Recently oil companies received 1.9 Billion dollars in bailout money from the federal government.  Because of the nature of politics, this became a hot button issue among the more vocal radicals on the left. I am not one to agree with corporate bailouts, I don’t believe that government favoritism in a free market works all that well, but the reality of the situation calls for such action in the energy sector now.  Sovereign Man investing lays out this problem in an article from March 2020:

“Banks are about to drown in an ocean of defaults. I’ll talk about this a lot more in the coming days, but briefly, there’s $250 TRILLION in global debt right now– mortgages, credit card debt, business loans, government debt, etc. And banks own a large portion of that debt. This virus crisis is going to trigger a wave of defaults from consumers, businesses, and even governments. Think about it: tourism alone makes up 10% of global GDP. Revenue in that entire sector– hotels, airlines, cruise ships, etc. has collapsed, and many of those companies aren’t going to survive. The crash in oil prices is going to wipe out countless oil companies.” 
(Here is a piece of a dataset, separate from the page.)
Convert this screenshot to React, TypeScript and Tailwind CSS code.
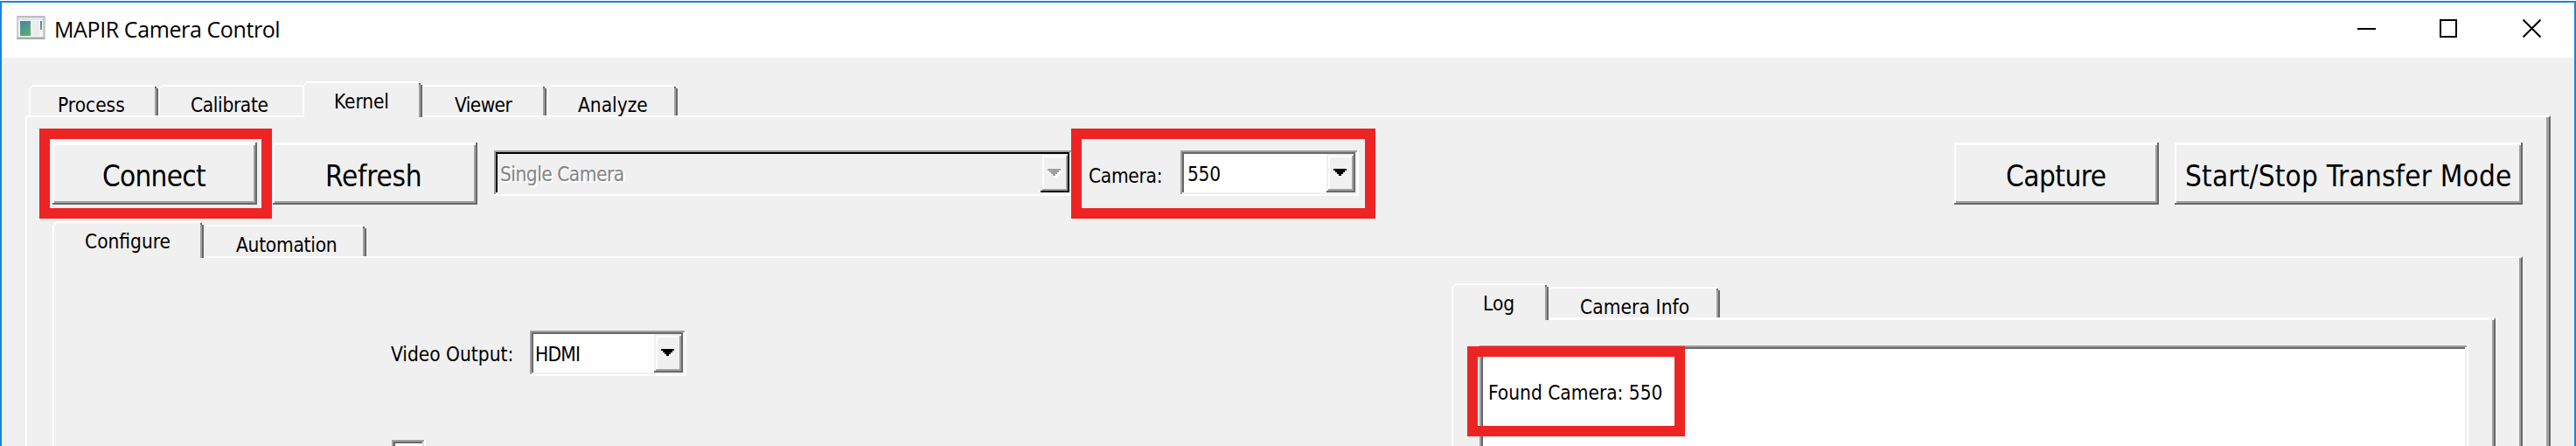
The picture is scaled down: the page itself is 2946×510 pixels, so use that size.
import React from "react";

const uiFont =
  "font-['DejaVu_Sans_Condensed','DejaVu_Sans',sans-serif] [font-stretch:condensed]";
const bodyText = "text-[22.5px] leading-[24px] whitespace-nowrap";

type TabProps = {
  label: string;
  size: string;
  text: string;
  selected?: boolean;
  left?: boolean;
  right?: boolean;
};

function Tab({ label, size, text, selected = false, left = true, right = true }: TabProps) {
  return (
    <div className={`flex shrink-0 flex-col bg-[#f0f0f0] ${size} ${selected ? "relative" : ""}`}>
      <div className={`h-[2px] shrink-0 bg-white ${left ? "ml-[4px]" : ""} ${right ? "mr-[4px]" : ""}`} />
      <div className="flex h-[2px] shrink-0 justify-between">
        <div className={`ml-[2px] w-[2px] ${left ? "bg-white" : ""}`} />
        <div className={`mr-[2px] w-[2px] ${right ? "bg-[#696969]" : ""}`} />
      </div>
      <div
        className={`min-h-0 flex-1 pt-[7px] ${left ? "border-l-2 border-l-white" : "pl-[2px]"} ${
          right ? "border-r-2 border-r-[#696969] shadow-[inset_-2px_0_0_#a0a0a0]" : ""
        }`}
      >
        <div className={`${bodyText} ${text}`}>{label}</div>
      </div>
    </div>
  );
}

function PushButton({ label, size, text }: { label: string; size: string; text: string }) {
  return (
    <button
      className={`h-[71px] shrink-0 bg-[#f0f0f0] pt-[19px] pb-[12px] text-left text-[33px] leading-[40px] whitespace-nowrap shadow-[inset_-2px_-2px_0_#696969,inset_2px_3px_0_#fff,inset_-4px_-4px_0_#a0a0a0] ${size}`}
    >
      <span className={`block ${text}`}>{label}</span>
    </button>
  );
}

const arrowPath = "M0 0h15v2h-2v2h-2v2h-2v2h-3v-2h-2v-2h-2v-2H0z";

function Combo({
  value,
  size,
  text,
  disabled = false,
}: {
  value: string;
  size: string;
  text: string;
  disabled?: boolean;
}) {
  return (
    <div
      className={`flex h-[52px] shrink-0 justify-between p-[4px] ${size} ${
        disabled
          ? "bg-[#f0f0f0] text-[#858585] shadow-[inset_-2px_-2px_0_#fff,inset_2px_2px_0_#a0a0a0,inset_-4px_-4px_0_#f0f0f0,inset_4px_4px_0_#000]"
          : "bg-white shadow-[inset_-2px_-2px_0_#fff,inset_2px_2px_0_#a0a0a0,inset_-4px_-4px_0_#f0f0f0,inset_4px_4px_0_#696969]"
      }`}
    >
      <div className={`${bodyText} ${text} ${disabled ? "[text-shadow:2px_2px_0_#fff]" : ""}`}>{value}</div>
      <div
        className={`h-[44px] w-[33px] bg-[#f0f0f0] pt-[17px] pl-[8px] ${
          disabled
            ? "shadow-[inset_-2px_-2px_0_#000,inset_2px_2px_0_#f0f0f0,inset_-4px_-4px_0_#a0a0a0,inset_4px_4px_0_#fff]"
            : "shadow-[inset_-2px_-2px_0_#696969,inset_2px_2px_0_#f0f0f0,inset_-4px_-4px_0_#a0a0a0,inset_4px_4px_0_#fff]"
        }`}
      >
        <svg width="17" height="10" viewBox="0 0 17 10" shapeRendering="crispEdges">
          {disabled && <path d={arrowPath} fill="#fff" transform="translate(2 2)" />}
          <path d={arrowPath} fill={disabled ? "#a0a0a0" : "#000"} />
        </svg>
      </div>
    </div>
  );
}

function Highlight({ place }: { place: string }) {
  return <div className={`absolute z-20 border-[12px] border-[#ee2424] ${place}`} />;
}

function AppIcon() {
  return (
    <svg className="mt-[15px] ml-[17px] shrink-0" width="33" height="28" viewBox="0 0 33 28">
      <defs>
        <linearGradient id="pane" x1="0" y1="0" x2="0.5" y2="1">
          <stop offset="0" stopColor="#4a7fa8" />
          <stop offset="1" stopColor="#58ad74" />
        </linearGradient>
      </defs>
      <rect x="0" y="0" width="33" height="27" rx="1" fill="#c9cccf" />
      <rect x="0.5" y="0.5" width="31" height="1.5" fill="#b4b7b9" />
      <rect x="2" y="2" width="28" height="3" fill="#dfe5ee" />
      <rect x="2" y="5" width="28" height="19" fill="#f4f5f6" />
      <rect x="4" y="6" width="12" height="17" fill="url(#pane)" />
      <rect x="18" y="6" width="8" height="17" fill="#ececec" />
      <rect x="27" y="6" width="2" height="10" fill="url(#pane)" />
      <rect x="0" y="25" width="32" height="2" fill="#a9abac" />
    </svg>
  );
}

function TitleBar() {
  return (
    <header className="flex h-[63px] bg-white">
      <AppIcon />
      <h1 className="mt-[13px] ml-[10px] flex-1 font-['Open_Sans',sans-serif] text-[25px] leading-[34px] tracking-[-0.4px] whitespace-nowrap [font-stretch:normal]">
        MAPIR Camera Control
      </h1>
      <svg className="mt-[19px] mr-[38px]" width="210" height="21" viewBox="0 0 210 21" fill="none" stroke="#000" strokeWidth="2">
        <path d="M0 11H21" />
        <rect x="95" y="1" width="18" height="19" />
        <path d="M189.500 0.500L209.500 20.500M209.500 0.500L189.500 20.500" />
      </svg>
    </header>
  );
}

function LogPanel() {
  return (
    <section className="mt-[29px] w-[1194px] shrink-0">
      <div className="flex items-end">
        <Tab label="Log" selected size="w-[111px] h-[42px] mb-[-3px]" text="pl-[34px]" />
        <Tab label="Camera Info" left={false} size="w-[196px] h-[35px]" text="pl-[34px] tracking-[0.1px]" />
      </div>
      <div className="h-[147px] border-t-[3px] border-r-2 border-l-2 border-t-white border-r-[#696969] border-l-white pt-[29px] pl-[30px] shadow-[inset_-2px_0_0_#a0a0a0]">
        <div className="h-[130px] w-[1131px] bg-white pt-[42px] pl-[10px] shadow-[inset_-2px_-2px_0_#fff,inset_2px_2px_0_#a0a0a0,inset_-4px_-4px_0_#f0f0f0,inset_4px_4px_0_#696969]">
          <p className={bodyText}>Found Camera: 550</p>
        </div>
      </div>
    </section>
  );
}

function ConfigurePane() {
  return (
    <div className="flex h-[217px] w-[2825px] justify-between border-t-2 border-r-2 border-l-2 border-t-white border-r-[#696969] border-l-white pr-[29px] shadow-[inset_-2px_0_0_#a0a0a0]">
      <div className="pt-[83px] pl-[385px]">
        <div className="flex">
          <div className={`w-[159px] pt-[15px] ${bodyText}`}>Video Output:</div>
          <Combo value="HDMI" size="w-[179px]" text="pl-[2px] pt-[11px] tracking-[-0.8px]" />
        </div>
        <div className="mt-[73px] ml-[1px] h-[39px] w-[39px] bg-white shadow-[inset_-2px_-2px_0_#fff,inset_2px_2px_0_#a0a0a0,inset_-4px_-4px_0_#e3e3e3,inset_4px_4px_0_#696969]" />
      </div>
      <LogPanel />
    </div>
  );
}

export default function App() {
  return (
    <div className="h-[510px] w-[2946px] overflow-hidden bg-white pt-[1px]">
      <div className={`relative h-[509px] overflow-hidden border-t-2 border-r-2 border-l-2 border-[#1a84d9] bg-[#f0f0f0] text-black ${uiFont}`}>
        <TitleBar />
        <nav className="mt-[27px] ml-[31px] flex items-end">
          <Tab label="Process" size="w-[148px] h-[35px]" text="pl-[31px]" />
          <Tab label="Calibrate" right={false} size="w-[165px] h-[35px]" text="pl-[35px] tracking-[-0.35px]" />
          <Tab label="Kernel" selected size="w-[137px] h-[41px] mb-[-2px]" text="pl-[34px] tracking-[-0.1px]" />
          <Tab label="Viewer" left={false} size="w-[142px] h-[35px]" text="pl-[35px] tracking-[-0.6px]" />
          <Tab label="Analyze" size="w-[150px] h-[35px]" text="pl-[34px]" />
        </nav>
        <main className="ml-[27px] h-[378px] w-[2888px] border-t-2 border-r-2 border-l-2 border-t-white border-r-[#696969] border-l-white pt-[29px] pl-[29px] shadow-[inset_-3px_0_0_#a0a0a0]">
          <div className="flex w-[2825px]">
            <PushButton label="Connect" size="w-[234px]" text="pl-[57px] tracking-[-0.7px]" />
            <PushButton label="Refresh" size="w-[234px] ml-[18px]" text="pl-[60px] tracking-[-0.2px]" />
            <div className="mt-[9px] ml-[19px] flex">
              <Combo value="Single Camera" size="w-[662px]" text="pl-[3px] pt-[11px] tracking-[-0.5px]" disabled />
              <div className={`w-[123px] pt-[17px] pl-[18px] tracking-[-0.3px] ${bodyText}`}>Camera:</div>
              <Combo value="550" size="w-[204px]" text="pl-[4px] pt-[11px] tracking-[-0.3px]" />
            </div>
            <div className="flex flex-1 justify-end gap-[18px]">
              <PushButton label="Capture" size="w-[234px]" text="pl-[59px] tracking-[-0.5px]" />
              <PushButton label="Start/Stop Transfer Mode" size="w-[398px]" text="pl-[12px] tracking-[0.2px]" />
            </div>
          </div>
          <div className="mt-[19px] flex items-end">
            <Tab label="Configure" selected size="w-[173px] h-[42px] mb-[-2px]" text="pl-[35px]" />
            <Tab label="Automation" left={false} size="w-[186px] h-[36px]" text="pl-[35px] tracking-[-0.25px]" />
          </div>
          <ConfigurePane />
        </main>
        <Highlight place="top-[144px] left-[43px] h-[103px] w-[266px]" />
        <Highlight place="top-[144px] left-[1223px] h-[103px] w-[348px]" />
        <Highlight place="top-[393px] left-[1676px] h-[103px] w-[249px]" />
      </div>
    </div>
  );
}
Essentially, this means that if oil and energy companies default on their loans, it could trigger a chain reaction that could create a banking crisis that dwarfs 2008 and maybe even the great depression.  I don’t make this statement lightly, I have a respect for history and historical catastrophes, but there are a few reasons why an ocean of defaults right now could be so deadly. 

First of all, the power of the US dollar has greatly eclipsed what it was in the 1930s. There are now 11 countries and territories, excluding Puerto Rico, that primarily use the US dollar for their currency: Ecuador, Republic of El Salvador, Republic of Zimbabwe, Guam, Virgin Islands of the United States, Democratic Republic of Timor-Leste, The American Samoa, Commonwealth of the Northern Mariana Islands, Federated States of Micronesia, Republic of Palau, and the Marshall Islands. [Source] This means that the inevitable devaluation of the dollar will hurt more countries and deal outside of the US. Remember, the devaluation of the dollar occurs whenever the Fed prints more money to meet US debt demands.  So when trillions of dollars are added to circulation, it creates a devaluation of every other dollar currently in circulation.  This is the impact of bailouts on any level and the effects can now be global in scale.  

However the cost of bailing out each and every American family, as some would suggest would dramatically increase the reality of this problem, and end up hurting the average family more than helping them.  As we are in the moral relativist age of “politics is good if it does the most good for the most amount of people”, a prudent politician would bailout the oil companies, because the cost of bailing out the banks when all of these oil companies go belly up would be astronomical.  That being said, be careful of the energy sector for a while, should there be a second wave, we could see oil prices plummet again, and if that happens, another round of bailouts could be on the ballot.